> Problem description
How many lines in this data contain the string "React"? Reply with the number only.

****************

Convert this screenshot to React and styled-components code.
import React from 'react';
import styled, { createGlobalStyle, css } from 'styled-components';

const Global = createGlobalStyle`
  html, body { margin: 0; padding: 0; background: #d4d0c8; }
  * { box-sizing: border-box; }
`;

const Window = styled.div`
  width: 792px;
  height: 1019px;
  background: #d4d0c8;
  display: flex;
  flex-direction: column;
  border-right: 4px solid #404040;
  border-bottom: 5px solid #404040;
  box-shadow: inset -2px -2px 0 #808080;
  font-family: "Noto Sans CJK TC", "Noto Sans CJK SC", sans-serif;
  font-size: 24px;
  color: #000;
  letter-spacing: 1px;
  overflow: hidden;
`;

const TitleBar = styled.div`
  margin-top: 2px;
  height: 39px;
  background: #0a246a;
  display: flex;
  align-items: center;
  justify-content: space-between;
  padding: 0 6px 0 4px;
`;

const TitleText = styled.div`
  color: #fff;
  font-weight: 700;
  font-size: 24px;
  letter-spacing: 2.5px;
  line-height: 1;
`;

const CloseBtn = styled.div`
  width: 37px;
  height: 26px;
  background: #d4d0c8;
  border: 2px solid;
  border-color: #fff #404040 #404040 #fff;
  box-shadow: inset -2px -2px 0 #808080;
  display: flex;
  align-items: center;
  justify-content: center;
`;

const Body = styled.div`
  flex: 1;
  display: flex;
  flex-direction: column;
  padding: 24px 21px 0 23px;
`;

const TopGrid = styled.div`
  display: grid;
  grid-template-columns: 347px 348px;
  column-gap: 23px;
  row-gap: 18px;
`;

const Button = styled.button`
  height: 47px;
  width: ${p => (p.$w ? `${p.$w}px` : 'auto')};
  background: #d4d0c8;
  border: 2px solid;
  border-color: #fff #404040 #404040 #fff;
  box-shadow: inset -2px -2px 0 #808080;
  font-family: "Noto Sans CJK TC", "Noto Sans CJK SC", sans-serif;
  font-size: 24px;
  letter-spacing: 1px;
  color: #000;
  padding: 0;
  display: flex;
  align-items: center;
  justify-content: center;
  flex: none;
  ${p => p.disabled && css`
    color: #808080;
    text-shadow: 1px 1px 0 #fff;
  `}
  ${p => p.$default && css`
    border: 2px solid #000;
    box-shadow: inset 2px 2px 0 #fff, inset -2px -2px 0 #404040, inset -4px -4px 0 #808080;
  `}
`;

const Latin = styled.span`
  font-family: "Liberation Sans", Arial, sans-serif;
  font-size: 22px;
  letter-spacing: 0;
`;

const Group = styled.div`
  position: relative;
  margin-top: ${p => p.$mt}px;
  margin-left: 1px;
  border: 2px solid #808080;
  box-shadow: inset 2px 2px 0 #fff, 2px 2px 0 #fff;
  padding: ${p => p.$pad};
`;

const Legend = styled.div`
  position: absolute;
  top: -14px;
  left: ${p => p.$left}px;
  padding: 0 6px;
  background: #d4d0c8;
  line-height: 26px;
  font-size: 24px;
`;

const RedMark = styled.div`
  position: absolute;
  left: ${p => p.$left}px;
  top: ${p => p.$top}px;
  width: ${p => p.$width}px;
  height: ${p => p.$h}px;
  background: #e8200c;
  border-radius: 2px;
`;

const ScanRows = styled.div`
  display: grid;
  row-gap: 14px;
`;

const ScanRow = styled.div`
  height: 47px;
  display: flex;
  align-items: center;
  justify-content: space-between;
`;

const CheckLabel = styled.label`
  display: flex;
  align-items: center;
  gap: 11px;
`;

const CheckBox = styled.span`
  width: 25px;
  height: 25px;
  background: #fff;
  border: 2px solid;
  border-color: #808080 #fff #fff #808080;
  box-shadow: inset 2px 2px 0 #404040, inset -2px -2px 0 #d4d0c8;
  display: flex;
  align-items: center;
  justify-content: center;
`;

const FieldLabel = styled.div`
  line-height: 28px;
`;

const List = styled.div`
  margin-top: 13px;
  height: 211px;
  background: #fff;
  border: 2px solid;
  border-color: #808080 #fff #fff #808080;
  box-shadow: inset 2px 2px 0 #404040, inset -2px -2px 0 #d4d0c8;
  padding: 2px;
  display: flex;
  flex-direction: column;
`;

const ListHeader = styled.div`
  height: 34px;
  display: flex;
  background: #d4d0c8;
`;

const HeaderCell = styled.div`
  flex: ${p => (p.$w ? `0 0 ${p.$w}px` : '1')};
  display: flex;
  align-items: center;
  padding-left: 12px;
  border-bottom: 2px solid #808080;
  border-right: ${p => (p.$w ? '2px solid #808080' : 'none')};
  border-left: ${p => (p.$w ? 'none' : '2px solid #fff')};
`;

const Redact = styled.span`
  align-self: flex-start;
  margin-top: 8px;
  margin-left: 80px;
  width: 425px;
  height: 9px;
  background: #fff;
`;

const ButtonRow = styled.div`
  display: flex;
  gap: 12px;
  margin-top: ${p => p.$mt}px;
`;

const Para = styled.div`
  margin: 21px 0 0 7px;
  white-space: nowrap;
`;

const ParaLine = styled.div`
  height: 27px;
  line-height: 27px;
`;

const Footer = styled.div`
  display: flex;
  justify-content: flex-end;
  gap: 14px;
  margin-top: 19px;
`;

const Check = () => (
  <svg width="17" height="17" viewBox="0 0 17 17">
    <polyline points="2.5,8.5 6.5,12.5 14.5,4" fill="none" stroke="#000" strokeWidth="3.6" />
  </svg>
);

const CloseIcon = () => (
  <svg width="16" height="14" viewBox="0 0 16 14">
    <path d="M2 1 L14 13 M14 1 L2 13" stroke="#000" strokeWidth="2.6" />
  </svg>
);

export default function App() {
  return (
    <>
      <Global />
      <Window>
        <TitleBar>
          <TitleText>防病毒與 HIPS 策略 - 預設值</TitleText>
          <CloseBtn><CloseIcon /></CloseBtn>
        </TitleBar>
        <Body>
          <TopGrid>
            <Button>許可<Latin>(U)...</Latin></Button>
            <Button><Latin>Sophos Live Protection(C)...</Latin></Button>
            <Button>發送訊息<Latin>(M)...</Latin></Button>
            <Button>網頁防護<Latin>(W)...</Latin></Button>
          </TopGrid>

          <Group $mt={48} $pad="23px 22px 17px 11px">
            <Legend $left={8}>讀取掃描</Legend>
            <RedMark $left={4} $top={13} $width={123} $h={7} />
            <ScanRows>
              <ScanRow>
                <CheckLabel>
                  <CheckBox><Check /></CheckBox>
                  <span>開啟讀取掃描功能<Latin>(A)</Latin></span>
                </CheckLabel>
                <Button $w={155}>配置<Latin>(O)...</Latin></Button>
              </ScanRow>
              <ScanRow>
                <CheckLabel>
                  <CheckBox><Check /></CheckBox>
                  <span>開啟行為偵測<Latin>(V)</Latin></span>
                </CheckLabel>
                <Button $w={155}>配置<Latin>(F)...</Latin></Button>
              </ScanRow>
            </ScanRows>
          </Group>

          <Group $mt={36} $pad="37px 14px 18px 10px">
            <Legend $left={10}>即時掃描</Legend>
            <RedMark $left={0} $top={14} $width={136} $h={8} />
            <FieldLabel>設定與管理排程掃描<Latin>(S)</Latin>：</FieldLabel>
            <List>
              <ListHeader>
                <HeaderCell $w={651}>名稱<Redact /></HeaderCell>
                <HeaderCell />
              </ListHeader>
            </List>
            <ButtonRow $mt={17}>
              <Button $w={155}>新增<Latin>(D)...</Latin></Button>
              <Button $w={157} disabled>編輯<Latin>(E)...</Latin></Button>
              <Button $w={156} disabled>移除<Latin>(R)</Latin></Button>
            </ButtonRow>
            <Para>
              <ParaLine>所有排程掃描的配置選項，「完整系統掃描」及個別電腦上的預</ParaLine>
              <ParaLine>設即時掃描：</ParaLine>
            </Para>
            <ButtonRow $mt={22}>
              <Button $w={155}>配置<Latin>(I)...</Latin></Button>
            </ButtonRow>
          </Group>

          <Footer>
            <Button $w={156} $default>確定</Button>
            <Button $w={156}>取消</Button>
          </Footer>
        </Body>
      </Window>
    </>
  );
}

****************

> Complete answer
2